▶ _What is expected_:
Pictures do not belong in your copy. Repeat all the other data exactly.

▶ _Information shown_:
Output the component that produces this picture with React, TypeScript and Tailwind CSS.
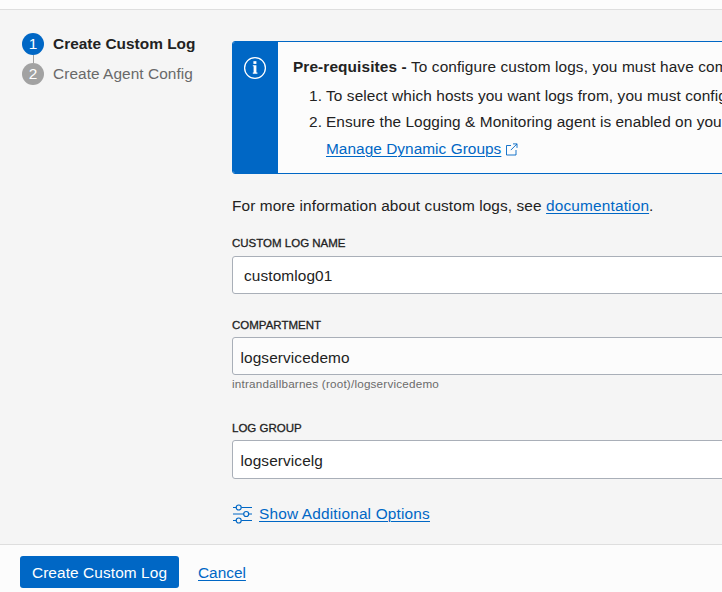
import type { ReactNode } from "react";

function Link({ children, className = "" }: { children: ReactNode; className?: string }) {
  return (
    <a href="#" className={`text-[#0067c5] underline decoration-1 underline-offset-2 ${className}`}>
      {children}
    </a>
  );
}

function InfoIcon() {
  return (
    <svg width="24" height="24" viewBox="0 0 24 24" fill="none">
      <circle cx="12" cy="12" r="10.4" stroke="white" strokeWidth="1.3" />
      <rect x="10.4" y="5.2" width="3" height="2.7" fill="white" />
      <path d="M9.8 9.2h3.6v7.4h1v1.2H9.8v-1.2h.8v-6.3h-.8z" fill="white" />
    </svg>
  );
}

function ExternalIcon() {
  return (
    <svg width="13" height="13" viewBox="0 0 13 13" fill="none" stroke="#0067c5" strokeWidth="0.9">
      <path d="M6 2.5H1.5v9.5h9.5V7M8 0.9h4v4M12 0.9L5.8 7.1" />
    </svg>
  );
}

function OptionsIcon() {
  return (
    <svg width="20" height="20" viewBox="0 0 20 20" fill="none" stroke="#0067c5" strokeWidth="1">
      <path d="M1 3.5h3.2M9.3 3.5H20M1 10h10.7M16.8 10H20M1 16.5h3.2M9.3 16.5H20" />
      <circle cx="6.7" cy="3.5" r="2.5" strokeWidth="1.2" />
      <circle cx="14.2" cy="10" r="2.5" strokeWidth="1.2" />
      <circle cx="6.7" cy="16.5" r="2.5" strokeWidth="1.2" />
    </svg>
  );
}

function Label({ children, className = "" }: { children: ReactNode; className?: string }) {
  return (
    <label className={`block h-4 text-[11.5px] leading-4 tracking-normal [-webkit-text-stroke:0.3px_#222] ${className}`}>
      {children}
    </label>
  );
}

export default function App() {
  return (
    <div className="flex h-[592px] w-[722px] flex-col overflow-hidden whitespace-nowrap bg-[#f5f5f5] font-['Liberation_Sans',Arial,sans-serif] text-[15.4px] leading-5 tracking-[0.1px] text-[#222]">
      <header className="h-2.5 shrink-0 border-b border-[#dedede] bg-[#fcfcfc]" />
      <main className="flex h-[534px] shrink-0">
        <nav className="w-[232px] shrink-0 pl-[22px] pt-[23px]">
          <div className="flex h-[22px] items-center">
            <span className="flex size-[22px] items-center justify-center rounded-full bg-[#0067c5] text-white">1</span>
            <span className="ml-[9px] font-bold tracking-[0.03px]">Create Custom Log</span>
          </div>
          <div className="ml-[11px] h-2 w-px bg-[#a2a2a2]" />
          <div className="flex h-[22px] items-center">
            <span className="flex size-[22px] items-center justify-center rounded-full bg-[#a2a2a2] text-white">2</span>
            <span className="ml-[9px] tracking-[0.07px] text-[#696969]">Create Agent Config</span>
          </div>
        </nav>
        <div className="w-[600px] shrink-0 pt-[31px]">
          <section className="flex h-[133px] overflow-hidden rounded-[3px] border border-[#0067c5] bg-[#fcfcfc]">
            <div className="w-[45px] shrink-0 bg-[#0067c5] pl-2.5 pt-3.5">
              <InfoIcon />
            </div>
            <div className="pl-[15px] pt-[15px]">
              <p>
                <b>Pre-requisites - </b>To configure custom logs, you must have completed:
              </p>
              <ol className="mt-[6px] pl-[33px] leading-[26px]">
                <li className="flex">
                  <span className="-ml-[17px] w-[17px]">1.</span>To select which hosts you want logs from, you must configure
                </li>
                <li className="flex tracking-[0.07px]">
                  <span className="-ml-[17px] w-[17px]">2.</span>Ensure the Logging &amp; Monitoring agent is enabled on your hosts
                </li>
              </ol>
              <div className="flex items-center pl-[33px] leading-[28px]">
                <Link className="tracking-[0.04px]">Manage Dynamic Groups</Link>
                <span className="ml-[4px]"><ExternalIcon /></span>
              </div>
            </div>
          </section>
          <p className="mt-[22px]">
            For more information about custom logs, see <Link className="tracking-[0.16px]">documentation</Link>.
          </p>
          <Label className="mt-[19px]">CUSTOM LOG NAME</Label>
          <div className="mt-[5px] flex h-[38px] items-center rounded-[3px] border border-[#a9afb8] bg-white pl-[11px] pt-0.5">customlog01</div>
          <Label className="mt-[23px]">COMPARTMENT</Label>
          <div className="mt-1 flex h-[38px] items-center rounded-[3px] border border-[#a9afb8] bg-[#fcfcfc] pl-[7.5px] pt-1">logservicedemo</div>
          <p className="mt-px h-4 text-[11.7px] leading-4 tracking-[0.2px] text-[#6b6b6b]">intrandallbarnes (root)/logservicedemo</p>
          <Label className="mt-7">LOG GROUP</Label>
          <div className="mt-1 flex h-[39px] items-center rounded-[3px] border border-[#a9afb8] bg-white pl-[7.5px] pt-0.5">logservicelg</div>
          <div className="mt-[25px] flex h-5 items-center">
            <OptionsIcon />
            <Link className="ml-[7px] tracking-[0.18px]">Show Additional Options</Link>
          </div>
        </div>
      </main>
      <footer className="flex h-12 shrink-0 border-t border-[#dedede] bg-[#fcfcfc] pl-5 pt-[11px]">
        <button className="h-8 w-[159px] rounded-[3px] bg-[#0067c5] pt-0.5 text-white">Create Custom Log</button>
        <Link className="ml-[19px] mt-[7px] h-5 tracking-normal">Cancel</Link>
      </footer>
    </div>
  );
}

▶ _Full solution_:
Output the component that produces this picture with React, TypeScript and Tailwind CSS.
import type { ReactNode } from "react";

function Link({ children, className = "" }: { children: ReactNode; className?: string }) {
  return (
    <a href="#" className={`text-[#0067c5] underline decoration-1 underline-offset-2 ${className}`}>
      {children}
    </a>
  );
}

function InfoIcon() {
  return (
    <svg width="24" height="24" viewBox="0 0 24 24" fill="none">
      <circle cx="12" cy="12" r="10.4" stroke="white" strokeWidth="1.3" />
      <rect x="10.4" y="5.2" width="3" height="2.7" fill="white" />
      <path d="M9.8 9.2h3.6v7.4h1v1.2H9.8v-1.2h.8v-6.3h-.8z" fill="white" />
    </svg>
  );
}

function ExternalIcon() {
  return (
    <svg width="13" height="13" viewBox="0 0 13 13" fill="none" stroke="#0067c5" strokeWidth="0.9">
      <path d="M6 2.5H1.5v9.5h9.5V7M8 0.9h4v4M12 0.9L5.8 7.1" />
    </svg>
  );
}

function OptionsIcon() {
  return (
    <svg width="20" height="20" viewBox="0 0 20 20" fill="none" stroke="#0067c5" strokeWidth="1">
      <path d="M1 3.5h3.2M9.3 3.5H20M1 10h10.7M16.8 10H20M1 16.5h3.2M9.3 16.5H20" />
      <circle cx="6.7" cy="3.5" r="2.5" strokeWidth="1.2" />
      <circle cx="14.2" cy="10" r="2.5" strokeWidth="1.2" />
      <circle cx="6.7" cy="16.5" r="2.5" strokeWidth="1.2" />
    </svg>
  );
}

function Label({ children, className = "" }: { children: ReactNode; className?: string }) {
  return (
    <label className={`block h-4 text-[11.5px] leading-4 tracking-normal [-webkit-text-stroke:0.3px_#222] ${className}`}>
      {children}
    </label>
  );
}

export default function App() {
  return (
    <div className="flex h-[592px] w-[722px] flex-col overflow-hidden whitespace-nowrap bg-[#f5f5f5] font-['Liberation_Sans',Arial,sans-serif] text-[15.4px] leading-5 tracking-[0.1px] text-[#222]">
      <header className="h-2.5 shrink-0 border-b border-[#dedede] bg-[#fcfcfc]" />
      <main className="flex h-[534px] shrink-0">
        <nav className="w-[232px] shrink-0 pl-[22px] pt-[23px]">
          <div className="flex h-[22px] items-center">
            <span className="flex size-[22px] items-center justify-center rounded-full bg-[#0067c5] text-white">1</span>
            <span className="ml-[9px] font-bold tracking-[0.03px]">Create Custom Log</span>
          </div>
          <div className="ml-[11px] h-2 w-px bg-[#a2a2a2]" />
          <div className="flex h-[22px] items-center">
            <span className="flex size-[22px] items-center justify-center rounded-full bg-[#a2a2a2] text-white">2</span>
            <span className="ml-[9px] tracking-[0.07px] text-[#696969]">Create Agent Config</span>
          </div>
        </nav>
        <div className="w-[600px] shrink-0 pt-[31px]">
          <section className="flex h-[133px] overflow-hidden rounded-[3px] border border-[#0067c5] bg-[#fcfcfc]">
            <div className="w-[45px] shrink-0 bg-[#0067c5] pl-2.5 pt-3.5">
              <InfoIcon />
            </div>
            <div className="pl-[15px] pt-[15px]">
              <p>
                <b>Pre-requisites - </b>To configure custom logs, you must have completed:
              </p>
              <ol className="mt-[6px] pl-[33px] leading-[26px]">
                <li className="flex">
                  <span className="-ml-[17px] w-[17px]">1.</span>To select which hosts you want logs from, you must configure
                </li>
                <li className="flex tracking-[0.07px]">
                  <span className="-ml-[17px] w-[17px]">2.</span>Ensure the Logging &amp; Monitoring agent is enabled on your hosts
                </li>
              </ol>
              <div className="flex items-center pl-[33px] leading-[28px]">
                <Link className="tracking-[0.04px]">Manage Dynamic Groups</Link>
                <span className="ml-[4px]"><ExternalIcon /></span>
              </div>
            </div>
          </section>
          <p className="mt-[22px]">
            For more information about custom logs, see <Link className="tracking-[0.16px]">documentation</Link>.
          </p>
          <Label className="mt-[19px]">CUSTOM LOG NAME</Label>
          <div className="mt-[5px] flex h-[38px] items-center rounded-[3px] border border-[#a9afb8] bg-white pl-[11px] pt-0.5">customlog01</div>
          <Label className="mt-[23px]">COMPARTMENT</Label>
          <div className="mt-1 flex h-[38px] items-center rounded-[3px] border border-[#a9afb8] bg-[#fcfcfc] pl-[7.5px] pt-1">logservicedemo</div>
          <p className="mt-px h-4 text-[11.7px] leading-4 tracking-[0.2px] text-[#6b6b6b]">intrandallbarnes (root)/logservicedemo</p>
          <Label className="mt-7">LOG GROUP</Label>
          <div className="mt-1 flex h-[39px] items-center rounded-[3px] border border-[#a9afb8] bg-white pl-[7.5px] pt-0.5">logservicelg</div>
          <div className="mt-[25px] flex h-5 items-center">
            <OptionsIcon />
            <Link className="ml-[7px] tracking-[0.18px]">Show Additional Options</Link>
          </div>
        </div>
      </main>
      <footer className="flex h-12 shrink-0 border-t border-[#dedede] bg-[#fcfcfc] pl-5 pt-[11px]">
        <button className="h-8 w-[159px] rounded-[3px] bg-[#0067c5] pt-0.5 text-white">Create Custom Log</button>
        <Link className="ml-[19px] mt-[7px] h-5 tracking-normal">Cancel</Link>
      </footer>
    </div>
  );
}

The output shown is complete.